WHAT IS NEEDED => Copy all of the material word for word, except for the pictures.

== == ==

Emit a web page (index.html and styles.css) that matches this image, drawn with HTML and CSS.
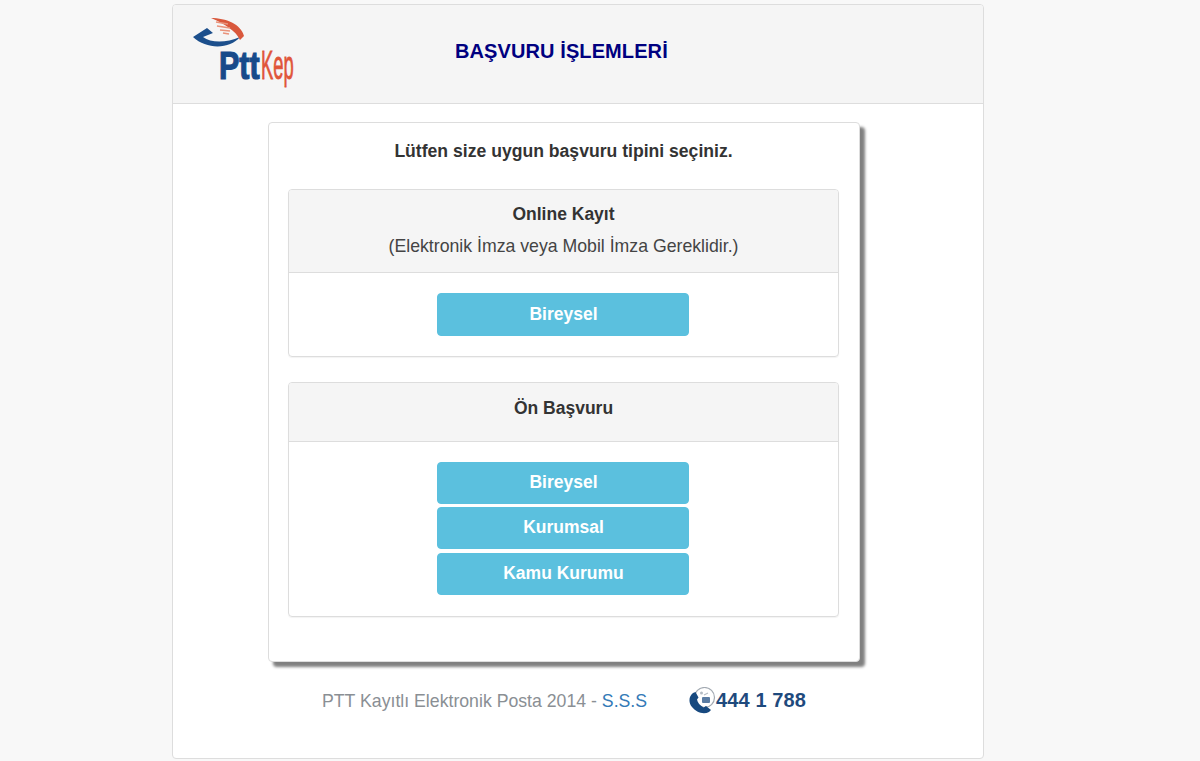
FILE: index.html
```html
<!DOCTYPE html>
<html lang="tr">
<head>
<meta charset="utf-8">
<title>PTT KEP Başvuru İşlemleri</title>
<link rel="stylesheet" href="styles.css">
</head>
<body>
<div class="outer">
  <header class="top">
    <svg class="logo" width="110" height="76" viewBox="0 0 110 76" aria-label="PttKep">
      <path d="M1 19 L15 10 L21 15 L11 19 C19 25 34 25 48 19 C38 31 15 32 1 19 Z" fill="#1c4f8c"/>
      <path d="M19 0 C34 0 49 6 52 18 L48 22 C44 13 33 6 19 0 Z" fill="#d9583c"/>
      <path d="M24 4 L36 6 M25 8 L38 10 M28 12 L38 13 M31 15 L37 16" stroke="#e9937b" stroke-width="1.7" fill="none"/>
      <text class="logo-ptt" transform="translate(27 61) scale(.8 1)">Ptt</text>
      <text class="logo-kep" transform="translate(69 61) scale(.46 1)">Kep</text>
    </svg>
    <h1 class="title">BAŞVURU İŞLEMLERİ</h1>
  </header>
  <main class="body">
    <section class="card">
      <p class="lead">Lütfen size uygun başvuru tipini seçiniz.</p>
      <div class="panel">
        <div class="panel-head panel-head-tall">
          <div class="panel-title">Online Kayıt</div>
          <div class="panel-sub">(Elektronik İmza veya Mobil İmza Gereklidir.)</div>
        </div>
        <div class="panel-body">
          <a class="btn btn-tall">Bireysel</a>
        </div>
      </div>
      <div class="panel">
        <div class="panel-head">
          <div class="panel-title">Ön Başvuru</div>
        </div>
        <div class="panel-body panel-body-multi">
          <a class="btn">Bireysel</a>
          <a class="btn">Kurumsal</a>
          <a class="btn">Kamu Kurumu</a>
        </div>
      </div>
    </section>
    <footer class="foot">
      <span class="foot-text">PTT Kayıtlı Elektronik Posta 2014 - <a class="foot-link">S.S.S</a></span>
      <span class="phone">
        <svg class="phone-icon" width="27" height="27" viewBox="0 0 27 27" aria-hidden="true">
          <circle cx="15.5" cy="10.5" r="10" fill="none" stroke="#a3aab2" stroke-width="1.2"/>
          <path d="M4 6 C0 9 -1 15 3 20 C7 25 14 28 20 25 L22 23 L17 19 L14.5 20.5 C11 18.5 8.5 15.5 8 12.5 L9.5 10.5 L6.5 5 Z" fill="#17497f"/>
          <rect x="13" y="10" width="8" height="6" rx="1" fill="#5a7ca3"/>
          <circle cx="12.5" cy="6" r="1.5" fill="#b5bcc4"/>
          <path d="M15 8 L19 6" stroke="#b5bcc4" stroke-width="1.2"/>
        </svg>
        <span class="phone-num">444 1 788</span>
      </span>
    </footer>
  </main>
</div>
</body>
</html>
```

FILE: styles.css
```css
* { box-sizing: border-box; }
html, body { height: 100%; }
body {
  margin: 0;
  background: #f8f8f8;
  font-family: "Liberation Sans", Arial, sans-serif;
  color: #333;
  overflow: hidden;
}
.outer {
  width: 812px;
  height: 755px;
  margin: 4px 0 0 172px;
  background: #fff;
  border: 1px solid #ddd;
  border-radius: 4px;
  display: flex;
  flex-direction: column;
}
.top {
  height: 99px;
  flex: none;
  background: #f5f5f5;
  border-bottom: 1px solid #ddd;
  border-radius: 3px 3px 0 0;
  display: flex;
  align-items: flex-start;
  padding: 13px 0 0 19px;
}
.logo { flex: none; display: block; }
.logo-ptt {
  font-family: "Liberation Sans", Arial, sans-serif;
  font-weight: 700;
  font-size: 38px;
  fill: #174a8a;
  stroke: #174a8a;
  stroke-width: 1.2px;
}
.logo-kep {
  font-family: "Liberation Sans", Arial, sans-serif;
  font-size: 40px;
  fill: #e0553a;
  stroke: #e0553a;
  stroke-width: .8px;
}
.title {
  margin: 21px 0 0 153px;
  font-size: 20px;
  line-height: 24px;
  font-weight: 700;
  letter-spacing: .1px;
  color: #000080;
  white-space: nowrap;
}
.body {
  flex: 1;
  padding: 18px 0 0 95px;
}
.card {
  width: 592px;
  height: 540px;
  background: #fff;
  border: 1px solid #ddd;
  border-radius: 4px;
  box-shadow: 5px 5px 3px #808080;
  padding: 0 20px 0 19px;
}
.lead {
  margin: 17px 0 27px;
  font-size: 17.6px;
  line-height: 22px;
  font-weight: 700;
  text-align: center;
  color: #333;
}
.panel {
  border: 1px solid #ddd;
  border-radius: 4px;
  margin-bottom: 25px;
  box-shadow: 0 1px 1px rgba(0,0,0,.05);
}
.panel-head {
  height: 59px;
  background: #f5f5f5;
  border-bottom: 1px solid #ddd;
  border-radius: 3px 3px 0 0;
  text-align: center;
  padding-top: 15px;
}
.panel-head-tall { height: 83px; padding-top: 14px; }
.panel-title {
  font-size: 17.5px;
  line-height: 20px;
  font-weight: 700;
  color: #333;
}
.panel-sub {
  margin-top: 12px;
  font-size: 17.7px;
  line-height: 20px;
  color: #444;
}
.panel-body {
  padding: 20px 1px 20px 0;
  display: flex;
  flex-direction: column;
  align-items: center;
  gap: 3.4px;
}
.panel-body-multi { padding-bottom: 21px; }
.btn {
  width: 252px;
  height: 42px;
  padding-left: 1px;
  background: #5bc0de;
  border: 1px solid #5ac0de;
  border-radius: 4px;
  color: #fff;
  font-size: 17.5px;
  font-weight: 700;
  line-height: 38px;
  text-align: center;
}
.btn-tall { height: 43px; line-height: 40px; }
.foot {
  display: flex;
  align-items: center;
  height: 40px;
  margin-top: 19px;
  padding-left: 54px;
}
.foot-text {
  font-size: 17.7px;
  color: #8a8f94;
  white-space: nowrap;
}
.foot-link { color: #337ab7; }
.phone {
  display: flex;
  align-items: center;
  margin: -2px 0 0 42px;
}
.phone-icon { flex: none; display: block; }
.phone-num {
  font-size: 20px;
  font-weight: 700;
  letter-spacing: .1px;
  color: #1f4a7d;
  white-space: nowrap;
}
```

== == ==

FINISHED ANSWER =>
Emit a web page (index.html and styles.css) that matches this image, drawn with HTML and CSS.
FILE: index.html
```html
<!DOCTYPE html>
<html lang="tr">
<head>
<meta charset="utf-8">
<title>PTT KEP Başvuru İşlemleri</title>
<link rel="stylesheet" href="styles.css">
</head>
<body>
<div class="outer">
  <header class="top">
    <svg class="logo" width="110" height="76" viewBox="0 0 110 76" aria-label="PttKep">
      <path d="M1 19 L15 10 L21 15 L11 19 C19 25 34 25 48 19 C38 31 15 32 1 19 Z" fill="#1c4f8c"/>
      <path d="M19 0 C34 0 49 6 52 18 L48 22 C44 13 33 6 19 0 Z" fill="#d9583c"/>
      <path d="M24 4 L36 6 M25 8 L38 10 M28 12 L38 13 M31 15 L37 16" stroke="#e9937b" stroke-width="1.7" fill="none"/>
      <text class="logo-ptt" transform="translate(27 61) scale(.8 1)">Ptt</text>
      <text class="logo-kep" transform="translate(69 61) scale(.46 1)">Kep</text>
    </svg>
    <h1 class="title">BAŞVURU İŞLEMLERİ</h1>
  </header>
  <main class="body">
    <section class="card">
      <p class="lead">Lütfen size uygun başvuru tipini seçiniz.</p>
      <div class="panel">
        <div class="panel-head panel-head-tall">
          <div class="panel-title">Online Kayıt</div>
          <div class="panel-sub">(Elektronik İmza veya Mobil İmza Gereklidir.)</div>
        </div>
        <div class="panel-body">
          <a class="btn btn-tall">Bireysel</a>
        </div>
      </div>
      <div class="panel">
        <div class="panel-head">
          <div class="panel-title">Ön Başvuru</div>
        </div>
        <div class="panel-body panel-body-multi">
          <a class="btn">Bireysel</a>
          <a class="btn">Kurumsal</a>
          <a class="btn">Kamu Kurumu</a>
        </div>
      </div>
    </section>
    <footer class="foot">
      <span class="foot-text">PTT Kayıtlı Elektronik Posta 2014 - <a class="foot-link">S.S.S</a></span>
      <span class="phone">
        <svg class="phone-icon" width="27" height="27" viewBox="0 0 27 27" aria-hidden="true">
          <circle cx="15.5" cy="10.5" r="10" fill="none" stroke="#a3aab2" stroke-width="1.2"/>
          <path d="M4 6 C0 9 -1 15 3 20 C7 25 14 28 20 25 L22 23 L17 19 L14.5 20.5 C11 18.5 8.5 15.5 8 12.5 L9.5 10.5 L6.5 5 Z" fill="#17497f"/>
          <rect x="13" y="10" width="8" height="6" rx="1" fill="#5a7ca3"/>
          <circle cx="12.5" cy="6" r="1.5" fill="#b5bcc4"/>
          <path d="M15 8 L19 6" stroke="#b5bcc4" stroke-width="1.2"/>
        </svg>
        <span class="phone-num">444 1 788</span>
      </span>
    </footer>
  </main>
</div>
</body>
</html>
```

FILE: styles.css
```css
* { box-sizing: border-box; }
html, body { height: 100%; }
body {
  margin: 0;
  background: #f8f8f8;
  font-family: "Liberation Sans", Arial, sans-serif;
  color: #333;
  overflow: hidden;
}
.outer {
  width: 812px;
  height: 755px;
  margin: 4px 0 0 172px;
  background: #fff;
  border: 1px solid #ddd;
  border-radius: 4px;
  display: flex;
  flex-direction: column;
}
.top {
  height: 99px;
  flex: none;
  background: #f5f5f5;
  border-bottom: 1px solid #ddd;
  border-radius: 3px 3px 0 0;
  display: flex;
  align-items: flex-start;
  padding: 13px 0 0 19px;
}
.logo { flex: none; display: block; }
.logo-ptt {
  font-family: "Liberation Sans", Arial, sans-serif;
  font-weight: 700;
  font-size: 38px;
  fill: #174a8a;
  stroke: #174a8a;
  stroke-width: 1.2px;
}
.logo-kep {
  font-family: "Liberation Sans", Arial, sans-serif;
  font-size: 40px;
  fill: #e0553a;
  stroke: #e0553a;
  stroke-width: .8px;
}
.title {
  margin: 21px 0 0 153px;
  font-size: 20px;
  line-height: 24px;
  font-weight: 700;
  letter-spacing: .1px;
  color: #000080;
  white-space: nowrap;
}
.body {
  flex: 1;
  padding: 18px 0 0 95px;
}
.card {
  width: 592px;
  height: 540px;
  background: #fff;
  border: 1px solid #ddd;
  border-radius: 4px;
  box-shadow: 5px 5px 3px #808080;
  padding: 0 20px 0 19px;
}
.lead {
  margin: 17px 0 27px;
  font-size: 17.6px;
  line-height: 22px;
  font-weight: 700;
  text-align: center;
  color: #333;
}
.panel {
  border: 1px solid #ddd;
  border-radius: 4px;
  margin-bottom: 25px;
  box-shadow: 0 1px 1px rgba(0,0,0,.05);
}
.panel-head {
  height: 59px;
  background: #f5f5f5;
  border-bottom: 1px solid #ddd;
  border-radius: 3px 3px 0 0;
  text-align: center;
  padding-top: 15px;
}
.panel-head-tall { height: 83px; padding-top: 14px; }
.panel-title {
  font-size: 17.5px;
  line-height: 20px;
  font-weight: 700;
  color: #333;
}
.panel-sub {
  margin-top: 12px;
  font-size: 17.7px;
  line-height: 20px;
  color: #444;
}
.panel-body {
  padding: 20px 1px 20px 0;
  display: flex;
  flex-direction: column;
  align-items: center;
  gap: 3.4px;
}
.panel-body-multi { padding-bottom: 21px; }
.btn {
  width: 252px;
  height: 42px;
  padding-left: 1px;
  background: #5bc0de;
  border: 1px solid #5ac0de;
  border-radius: 4px;
  color: #fff;
  font-size: 17.5px;
  font-weight: 700;
  line-height: 38px;
  text-align: center;
}
.btn-tall { height: 43px; line-height: 40px; }
.foot {
  display: flex;
  align-items: center;
  height: 40px;
  margin-top: 19px;
  padding-left: 54px;
}
.foot-text {
  font-size: 17.7px;
  color: #8a8f94;
  white-space: nowrap;
}
.foot-link { color: #337ab7; }
.phone {
  display: flex;
  align-items: center;
  margin: -2px 0 0 42px;
}
.phone-icon { flex: none; display: block; }
.phone-num {
  font-size: 20px;
  font-weight: 700;
  letter-spacing: .1px;
  color: #1f4a7d;
  white-space: nowrap;
}
```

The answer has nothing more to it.